> _Material provided_
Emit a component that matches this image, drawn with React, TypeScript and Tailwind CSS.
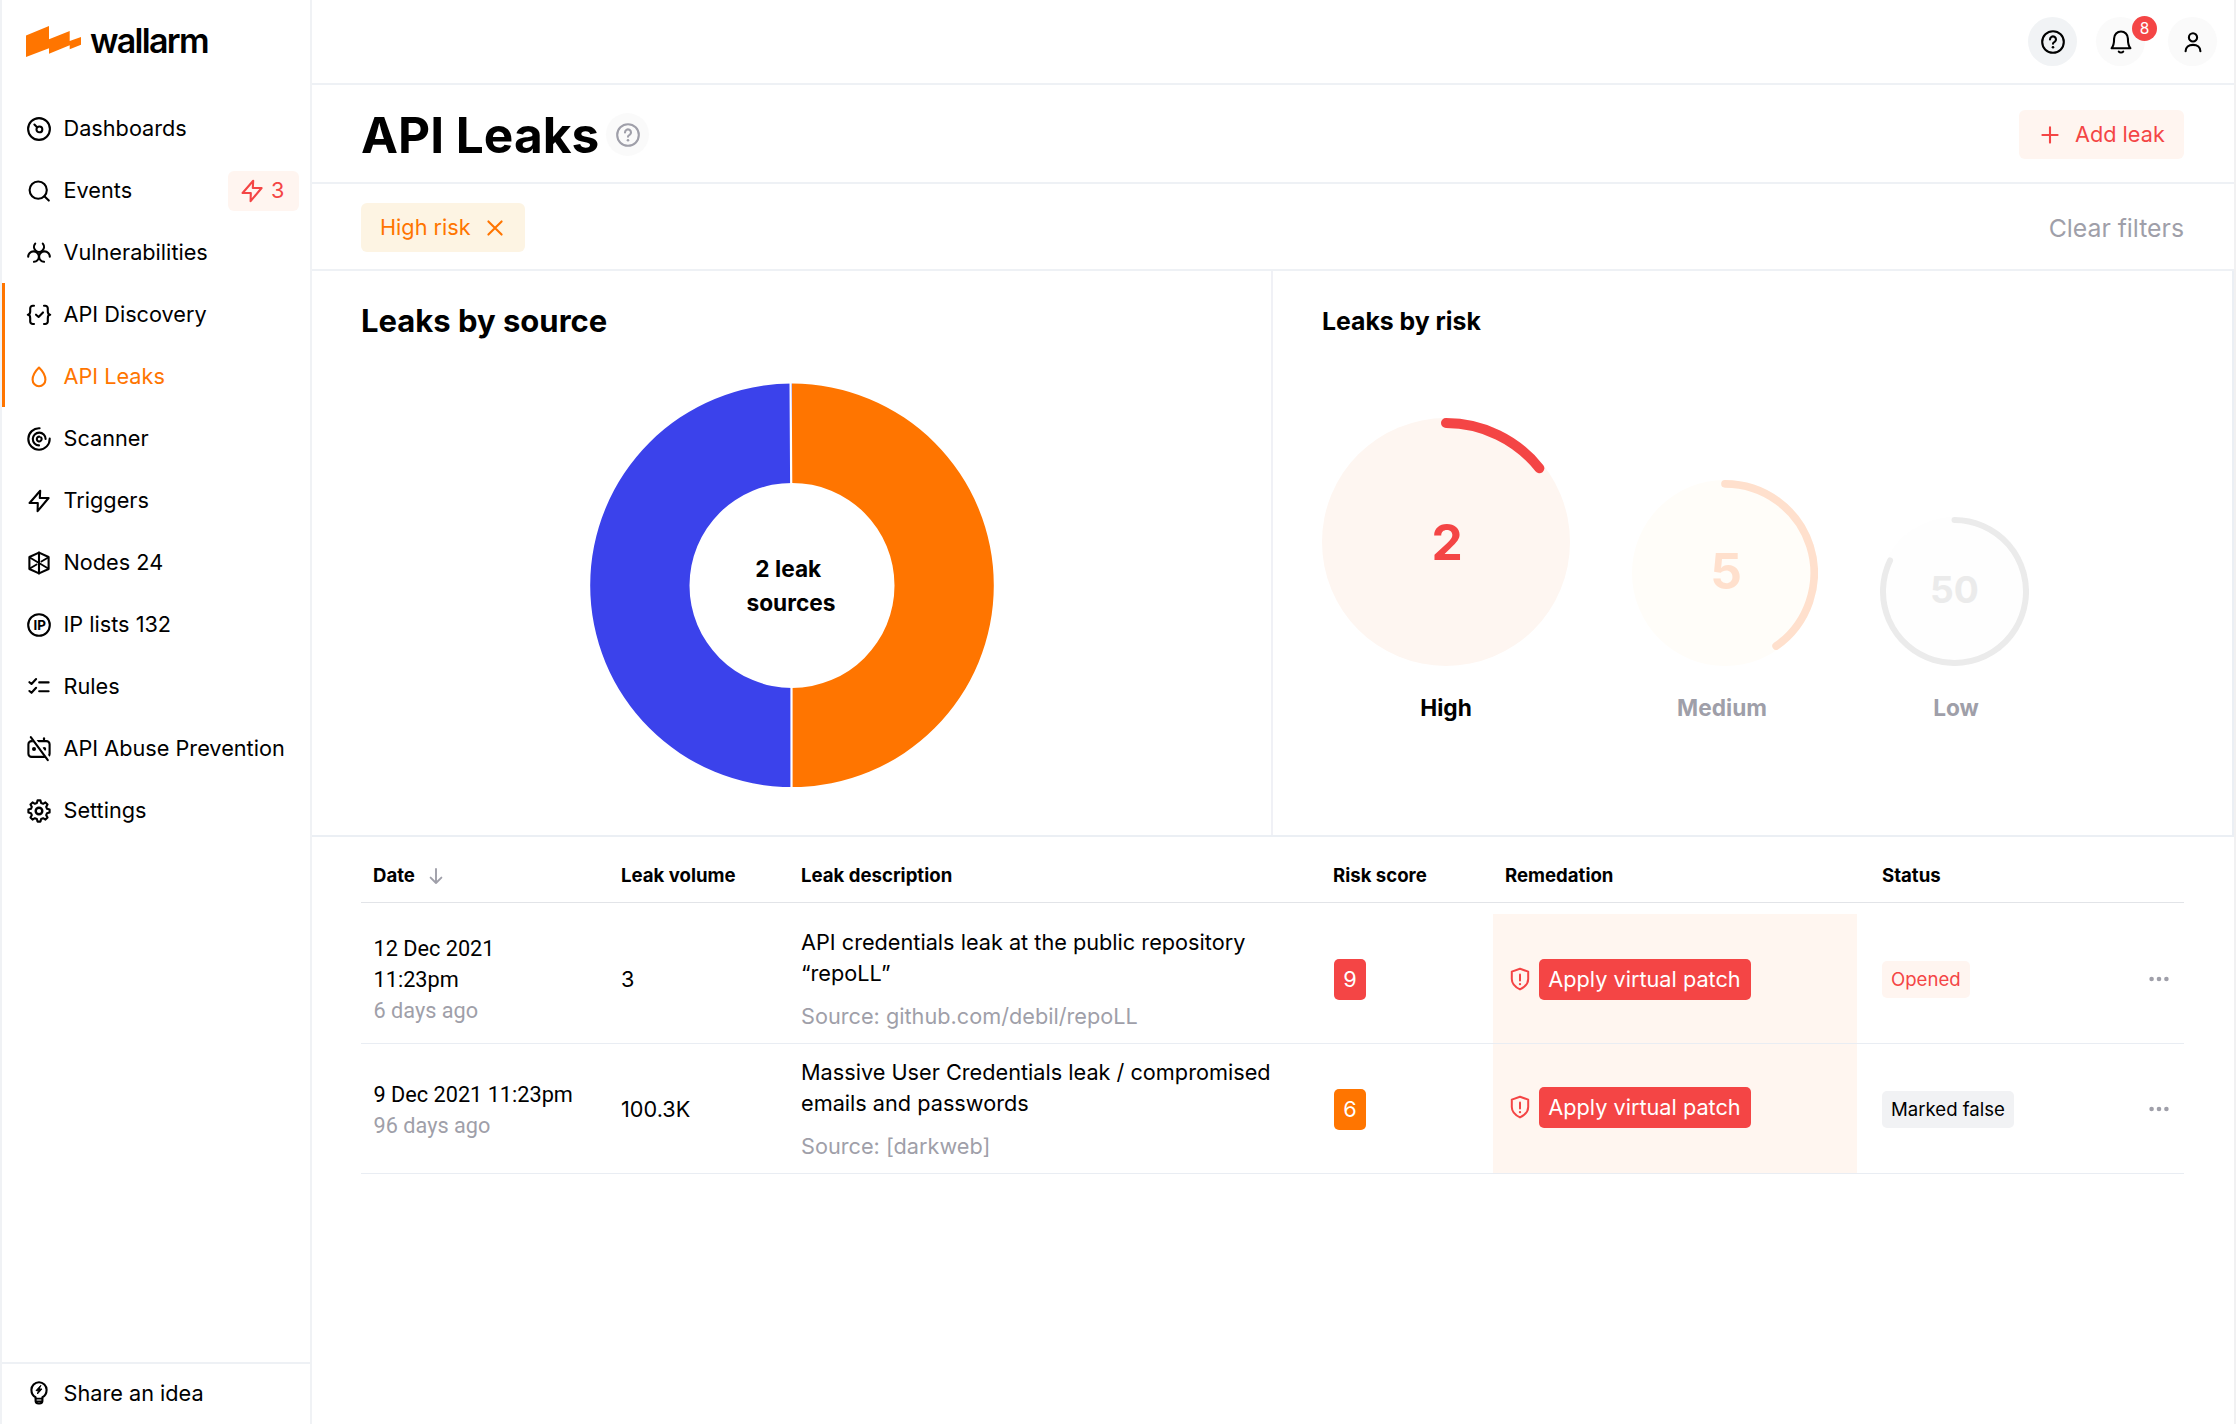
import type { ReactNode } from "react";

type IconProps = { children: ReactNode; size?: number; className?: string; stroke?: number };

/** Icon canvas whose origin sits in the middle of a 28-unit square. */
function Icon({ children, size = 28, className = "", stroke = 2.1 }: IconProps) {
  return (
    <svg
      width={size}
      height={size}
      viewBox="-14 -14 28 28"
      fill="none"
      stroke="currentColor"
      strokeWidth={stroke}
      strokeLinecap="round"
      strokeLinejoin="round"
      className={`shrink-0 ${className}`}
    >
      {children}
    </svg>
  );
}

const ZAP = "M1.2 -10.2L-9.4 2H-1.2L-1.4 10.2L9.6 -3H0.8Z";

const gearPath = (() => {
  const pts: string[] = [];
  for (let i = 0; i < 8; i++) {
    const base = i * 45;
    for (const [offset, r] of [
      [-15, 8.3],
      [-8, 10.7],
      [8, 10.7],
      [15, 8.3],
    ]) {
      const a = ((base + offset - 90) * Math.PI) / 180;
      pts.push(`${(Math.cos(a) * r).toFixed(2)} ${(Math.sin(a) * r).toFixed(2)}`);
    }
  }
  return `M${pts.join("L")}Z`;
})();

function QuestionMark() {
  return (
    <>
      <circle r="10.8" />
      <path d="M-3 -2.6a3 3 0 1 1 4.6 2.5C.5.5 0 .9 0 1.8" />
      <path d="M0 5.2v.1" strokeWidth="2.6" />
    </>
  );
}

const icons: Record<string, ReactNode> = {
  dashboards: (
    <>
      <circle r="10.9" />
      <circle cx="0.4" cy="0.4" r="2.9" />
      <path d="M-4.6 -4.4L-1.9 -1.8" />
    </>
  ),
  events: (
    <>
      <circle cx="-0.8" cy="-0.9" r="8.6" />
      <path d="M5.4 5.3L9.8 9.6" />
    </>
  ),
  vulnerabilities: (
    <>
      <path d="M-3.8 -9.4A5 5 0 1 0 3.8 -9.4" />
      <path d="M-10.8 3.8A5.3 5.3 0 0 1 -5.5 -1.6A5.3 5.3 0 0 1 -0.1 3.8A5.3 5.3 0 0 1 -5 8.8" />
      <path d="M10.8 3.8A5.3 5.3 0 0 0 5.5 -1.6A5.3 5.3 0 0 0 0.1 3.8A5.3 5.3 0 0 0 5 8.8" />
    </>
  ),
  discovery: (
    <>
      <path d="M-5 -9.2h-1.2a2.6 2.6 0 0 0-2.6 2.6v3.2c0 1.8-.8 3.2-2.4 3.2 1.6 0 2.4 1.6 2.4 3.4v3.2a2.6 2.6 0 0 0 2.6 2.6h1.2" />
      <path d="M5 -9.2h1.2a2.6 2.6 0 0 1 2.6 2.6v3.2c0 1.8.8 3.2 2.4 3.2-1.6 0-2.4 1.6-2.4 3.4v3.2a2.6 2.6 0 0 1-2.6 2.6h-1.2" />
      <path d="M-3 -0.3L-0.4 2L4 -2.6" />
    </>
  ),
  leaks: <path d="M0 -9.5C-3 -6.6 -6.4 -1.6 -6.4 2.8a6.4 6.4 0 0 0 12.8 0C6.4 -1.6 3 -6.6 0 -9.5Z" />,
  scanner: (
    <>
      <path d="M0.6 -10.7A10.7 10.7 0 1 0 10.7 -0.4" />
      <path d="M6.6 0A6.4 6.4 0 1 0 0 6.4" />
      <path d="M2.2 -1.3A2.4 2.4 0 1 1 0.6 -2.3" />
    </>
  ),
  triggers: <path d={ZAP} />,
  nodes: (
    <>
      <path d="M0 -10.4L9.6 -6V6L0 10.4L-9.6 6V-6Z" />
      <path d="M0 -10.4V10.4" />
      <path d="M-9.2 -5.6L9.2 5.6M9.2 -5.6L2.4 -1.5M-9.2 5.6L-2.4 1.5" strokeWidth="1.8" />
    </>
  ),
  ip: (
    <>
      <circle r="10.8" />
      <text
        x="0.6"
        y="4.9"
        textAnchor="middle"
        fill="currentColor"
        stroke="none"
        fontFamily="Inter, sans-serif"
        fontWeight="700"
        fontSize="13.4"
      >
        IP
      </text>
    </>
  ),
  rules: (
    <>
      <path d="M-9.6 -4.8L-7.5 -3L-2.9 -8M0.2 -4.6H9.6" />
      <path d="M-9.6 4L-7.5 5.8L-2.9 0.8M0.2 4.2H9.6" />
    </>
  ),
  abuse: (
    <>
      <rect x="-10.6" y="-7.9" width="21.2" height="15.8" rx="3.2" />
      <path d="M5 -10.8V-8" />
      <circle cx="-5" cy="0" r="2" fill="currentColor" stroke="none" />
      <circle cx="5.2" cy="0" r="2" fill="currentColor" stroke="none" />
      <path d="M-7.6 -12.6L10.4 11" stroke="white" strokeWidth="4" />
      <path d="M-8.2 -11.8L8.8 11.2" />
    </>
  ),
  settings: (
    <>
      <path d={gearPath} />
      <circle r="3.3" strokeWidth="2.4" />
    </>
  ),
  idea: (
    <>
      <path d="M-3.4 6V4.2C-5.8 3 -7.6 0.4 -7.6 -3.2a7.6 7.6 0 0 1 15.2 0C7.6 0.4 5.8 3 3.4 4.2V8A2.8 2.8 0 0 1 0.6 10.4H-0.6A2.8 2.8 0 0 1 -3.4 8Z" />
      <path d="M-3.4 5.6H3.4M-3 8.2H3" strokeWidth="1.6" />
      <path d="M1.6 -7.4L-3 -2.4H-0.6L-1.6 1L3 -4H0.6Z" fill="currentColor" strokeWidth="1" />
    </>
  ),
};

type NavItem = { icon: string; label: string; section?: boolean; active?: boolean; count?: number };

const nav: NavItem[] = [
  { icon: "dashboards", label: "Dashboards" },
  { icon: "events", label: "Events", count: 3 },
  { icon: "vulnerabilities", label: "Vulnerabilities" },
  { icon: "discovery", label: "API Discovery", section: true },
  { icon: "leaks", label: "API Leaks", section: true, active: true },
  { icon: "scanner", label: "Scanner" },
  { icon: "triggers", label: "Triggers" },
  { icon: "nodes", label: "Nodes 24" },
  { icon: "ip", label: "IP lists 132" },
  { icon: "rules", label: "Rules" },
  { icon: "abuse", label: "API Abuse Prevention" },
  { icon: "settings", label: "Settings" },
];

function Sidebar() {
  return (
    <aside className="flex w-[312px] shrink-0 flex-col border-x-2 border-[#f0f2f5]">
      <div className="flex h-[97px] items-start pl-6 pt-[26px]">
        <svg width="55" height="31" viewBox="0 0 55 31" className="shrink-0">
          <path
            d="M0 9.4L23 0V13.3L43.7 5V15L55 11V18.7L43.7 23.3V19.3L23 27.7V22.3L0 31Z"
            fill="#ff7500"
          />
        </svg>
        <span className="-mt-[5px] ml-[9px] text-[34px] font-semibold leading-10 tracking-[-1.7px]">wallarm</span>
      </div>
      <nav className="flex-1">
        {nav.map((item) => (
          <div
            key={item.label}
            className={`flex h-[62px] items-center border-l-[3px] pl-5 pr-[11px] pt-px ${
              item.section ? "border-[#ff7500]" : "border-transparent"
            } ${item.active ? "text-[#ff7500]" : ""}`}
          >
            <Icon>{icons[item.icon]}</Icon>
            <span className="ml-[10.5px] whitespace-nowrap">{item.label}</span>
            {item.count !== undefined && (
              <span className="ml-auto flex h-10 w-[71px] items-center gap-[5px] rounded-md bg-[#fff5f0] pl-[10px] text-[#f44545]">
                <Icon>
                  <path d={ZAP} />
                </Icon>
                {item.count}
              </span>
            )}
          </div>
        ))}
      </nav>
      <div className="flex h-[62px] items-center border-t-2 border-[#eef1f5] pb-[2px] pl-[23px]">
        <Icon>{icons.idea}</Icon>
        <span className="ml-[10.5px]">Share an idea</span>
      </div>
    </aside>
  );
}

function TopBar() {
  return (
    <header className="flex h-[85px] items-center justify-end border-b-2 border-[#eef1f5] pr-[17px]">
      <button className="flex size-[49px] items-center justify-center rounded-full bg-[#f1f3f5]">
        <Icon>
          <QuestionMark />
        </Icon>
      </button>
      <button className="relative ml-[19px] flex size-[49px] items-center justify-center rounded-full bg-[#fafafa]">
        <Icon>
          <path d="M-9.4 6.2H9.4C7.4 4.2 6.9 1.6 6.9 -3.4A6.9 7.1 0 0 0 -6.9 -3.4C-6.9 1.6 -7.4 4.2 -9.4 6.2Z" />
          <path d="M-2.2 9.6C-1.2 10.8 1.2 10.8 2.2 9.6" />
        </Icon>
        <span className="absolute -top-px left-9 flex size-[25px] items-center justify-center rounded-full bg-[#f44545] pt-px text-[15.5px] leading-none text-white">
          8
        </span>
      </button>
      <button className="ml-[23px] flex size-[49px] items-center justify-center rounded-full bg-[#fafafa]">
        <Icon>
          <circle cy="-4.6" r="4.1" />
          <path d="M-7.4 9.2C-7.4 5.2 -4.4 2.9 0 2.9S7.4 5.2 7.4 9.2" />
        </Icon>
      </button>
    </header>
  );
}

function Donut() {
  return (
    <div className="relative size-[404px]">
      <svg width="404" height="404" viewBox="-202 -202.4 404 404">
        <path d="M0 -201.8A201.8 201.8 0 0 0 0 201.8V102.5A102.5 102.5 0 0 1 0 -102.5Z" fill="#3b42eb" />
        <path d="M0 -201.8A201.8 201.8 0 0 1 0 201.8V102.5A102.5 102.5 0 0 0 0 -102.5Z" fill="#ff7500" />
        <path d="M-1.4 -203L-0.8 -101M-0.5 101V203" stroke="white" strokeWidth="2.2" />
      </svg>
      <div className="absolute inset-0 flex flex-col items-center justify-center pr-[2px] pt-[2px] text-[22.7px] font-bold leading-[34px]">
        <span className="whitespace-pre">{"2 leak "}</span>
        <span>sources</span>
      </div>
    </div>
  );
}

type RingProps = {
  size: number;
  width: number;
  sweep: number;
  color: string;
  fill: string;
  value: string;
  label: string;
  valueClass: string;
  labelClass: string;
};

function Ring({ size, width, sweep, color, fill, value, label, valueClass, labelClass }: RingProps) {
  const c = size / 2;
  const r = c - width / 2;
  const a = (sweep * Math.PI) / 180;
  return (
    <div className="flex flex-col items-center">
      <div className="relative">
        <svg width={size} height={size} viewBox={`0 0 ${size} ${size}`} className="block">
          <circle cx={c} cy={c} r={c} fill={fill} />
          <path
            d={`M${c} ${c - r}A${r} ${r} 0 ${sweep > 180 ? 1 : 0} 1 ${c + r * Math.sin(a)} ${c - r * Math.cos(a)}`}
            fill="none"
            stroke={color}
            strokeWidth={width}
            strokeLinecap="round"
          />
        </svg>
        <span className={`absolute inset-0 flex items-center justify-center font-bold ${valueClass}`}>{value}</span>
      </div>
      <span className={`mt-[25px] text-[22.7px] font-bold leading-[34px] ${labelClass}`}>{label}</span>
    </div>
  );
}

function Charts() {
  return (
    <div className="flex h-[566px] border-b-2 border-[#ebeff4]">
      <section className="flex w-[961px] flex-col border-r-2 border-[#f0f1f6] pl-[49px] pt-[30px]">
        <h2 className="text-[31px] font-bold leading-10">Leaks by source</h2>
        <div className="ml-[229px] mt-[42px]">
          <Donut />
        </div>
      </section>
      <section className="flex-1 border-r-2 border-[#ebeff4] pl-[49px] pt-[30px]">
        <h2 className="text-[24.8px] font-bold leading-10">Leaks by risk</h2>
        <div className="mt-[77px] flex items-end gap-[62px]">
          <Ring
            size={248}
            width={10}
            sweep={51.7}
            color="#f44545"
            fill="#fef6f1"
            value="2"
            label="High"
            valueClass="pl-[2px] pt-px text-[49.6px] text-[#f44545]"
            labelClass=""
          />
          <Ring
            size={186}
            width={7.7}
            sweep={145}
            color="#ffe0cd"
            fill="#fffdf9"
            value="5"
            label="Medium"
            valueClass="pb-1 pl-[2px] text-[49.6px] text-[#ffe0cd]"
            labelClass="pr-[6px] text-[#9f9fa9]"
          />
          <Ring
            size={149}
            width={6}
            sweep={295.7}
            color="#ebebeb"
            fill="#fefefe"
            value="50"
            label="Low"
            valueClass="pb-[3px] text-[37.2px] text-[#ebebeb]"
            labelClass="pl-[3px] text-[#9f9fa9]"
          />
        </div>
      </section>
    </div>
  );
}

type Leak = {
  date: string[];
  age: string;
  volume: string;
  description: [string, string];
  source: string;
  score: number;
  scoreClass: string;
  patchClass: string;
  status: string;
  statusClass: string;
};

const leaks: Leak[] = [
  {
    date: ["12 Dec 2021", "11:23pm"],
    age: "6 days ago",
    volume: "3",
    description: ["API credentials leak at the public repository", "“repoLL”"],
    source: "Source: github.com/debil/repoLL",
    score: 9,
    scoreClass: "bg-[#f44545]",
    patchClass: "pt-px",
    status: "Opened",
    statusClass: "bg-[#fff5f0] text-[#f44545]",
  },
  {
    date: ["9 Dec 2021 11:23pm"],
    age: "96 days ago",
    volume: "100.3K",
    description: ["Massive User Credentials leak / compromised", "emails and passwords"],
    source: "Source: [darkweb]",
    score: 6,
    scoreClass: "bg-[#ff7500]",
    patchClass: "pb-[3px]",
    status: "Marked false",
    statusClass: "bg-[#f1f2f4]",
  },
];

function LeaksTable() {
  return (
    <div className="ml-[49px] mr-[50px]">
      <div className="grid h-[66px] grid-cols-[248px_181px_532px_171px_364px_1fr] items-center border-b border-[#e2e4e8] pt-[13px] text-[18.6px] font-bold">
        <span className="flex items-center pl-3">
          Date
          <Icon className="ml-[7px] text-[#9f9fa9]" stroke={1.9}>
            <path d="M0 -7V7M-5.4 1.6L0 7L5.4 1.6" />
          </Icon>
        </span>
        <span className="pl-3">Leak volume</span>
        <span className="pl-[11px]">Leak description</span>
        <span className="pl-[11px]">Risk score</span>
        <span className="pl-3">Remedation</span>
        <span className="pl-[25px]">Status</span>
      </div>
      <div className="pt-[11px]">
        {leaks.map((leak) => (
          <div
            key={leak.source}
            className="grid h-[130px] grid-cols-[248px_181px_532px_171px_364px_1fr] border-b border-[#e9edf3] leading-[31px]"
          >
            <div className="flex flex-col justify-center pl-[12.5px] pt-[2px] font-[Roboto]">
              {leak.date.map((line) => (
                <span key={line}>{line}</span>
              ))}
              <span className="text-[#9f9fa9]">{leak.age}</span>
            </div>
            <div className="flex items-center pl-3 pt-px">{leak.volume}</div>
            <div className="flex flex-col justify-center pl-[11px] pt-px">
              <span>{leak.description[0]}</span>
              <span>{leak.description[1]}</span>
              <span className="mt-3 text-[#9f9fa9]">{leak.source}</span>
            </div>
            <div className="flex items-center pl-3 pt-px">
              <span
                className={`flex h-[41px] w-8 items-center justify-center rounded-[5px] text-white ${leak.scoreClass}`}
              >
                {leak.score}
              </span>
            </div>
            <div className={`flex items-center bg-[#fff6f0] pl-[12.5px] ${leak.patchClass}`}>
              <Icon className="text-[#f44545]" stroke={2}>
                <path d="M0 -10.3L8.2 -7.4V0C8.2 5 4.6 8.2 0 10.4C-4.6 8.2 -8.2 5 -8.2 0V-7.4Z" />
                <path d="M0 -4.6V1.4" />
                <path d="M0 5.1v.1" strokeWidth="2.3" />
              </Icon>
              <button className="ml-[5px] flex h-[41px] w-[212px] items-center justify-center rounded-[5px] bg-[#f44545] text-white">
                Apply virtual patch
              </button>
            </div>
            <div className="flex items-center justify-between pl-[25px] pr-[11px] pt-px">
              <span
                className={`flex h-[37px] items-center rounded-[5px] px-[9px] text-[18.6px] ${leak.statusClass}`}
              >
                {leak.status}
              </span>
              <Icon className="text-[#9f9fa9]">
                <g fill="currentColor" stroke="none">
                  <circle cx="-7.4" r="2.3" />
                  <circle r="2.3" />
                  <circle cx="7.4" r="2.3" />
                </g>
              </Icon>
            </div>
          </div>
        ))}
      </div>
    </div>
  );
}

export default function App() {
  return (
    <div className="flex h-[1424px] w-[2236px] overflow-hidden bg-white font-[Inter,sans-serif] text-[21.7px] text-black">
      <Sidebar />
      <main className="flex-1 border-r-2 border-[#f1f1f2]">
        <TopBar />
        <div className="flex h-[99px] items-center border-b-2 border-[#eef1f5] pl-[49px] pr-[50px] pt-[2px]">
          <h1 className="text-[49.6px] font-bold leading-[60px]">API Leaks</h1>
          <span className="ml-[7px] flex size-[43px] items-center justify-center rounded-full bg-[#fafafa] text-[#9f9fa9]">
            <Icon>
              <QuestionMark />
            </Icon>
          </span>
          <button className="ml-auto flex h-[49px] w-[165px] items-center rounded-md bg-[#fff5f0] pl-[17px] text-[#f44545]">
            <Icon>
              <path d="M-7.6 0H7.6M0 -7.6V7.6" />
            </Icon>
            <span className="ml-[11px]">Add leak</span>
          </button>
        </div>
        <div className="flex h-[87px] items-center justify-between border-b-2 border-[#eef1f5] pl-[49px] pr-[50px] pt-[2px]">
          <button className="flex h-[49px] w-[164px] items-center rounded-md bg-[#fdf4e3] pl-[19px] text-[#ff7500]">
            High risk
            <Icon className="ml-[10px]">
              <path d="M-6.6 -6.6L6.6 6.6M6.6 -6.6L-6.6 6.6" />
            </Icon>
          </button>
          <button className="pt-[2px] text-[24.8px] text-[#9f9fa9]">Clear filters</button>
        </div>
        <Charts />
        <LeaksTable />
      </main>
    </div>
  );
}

> _Required task_
Transcribe exactly, with no pictures, the lines running from the first line of the material through the line holding "ReactNode; size?: number;".

> _Result of the exercise_
Emit a component that matches this image, drawn with React, TypeScript and Tailwind CSS.
import type { ReactNode } from "react";

type IconProps = { children: ReactNode; size?: number; className?: string; stroke?: number };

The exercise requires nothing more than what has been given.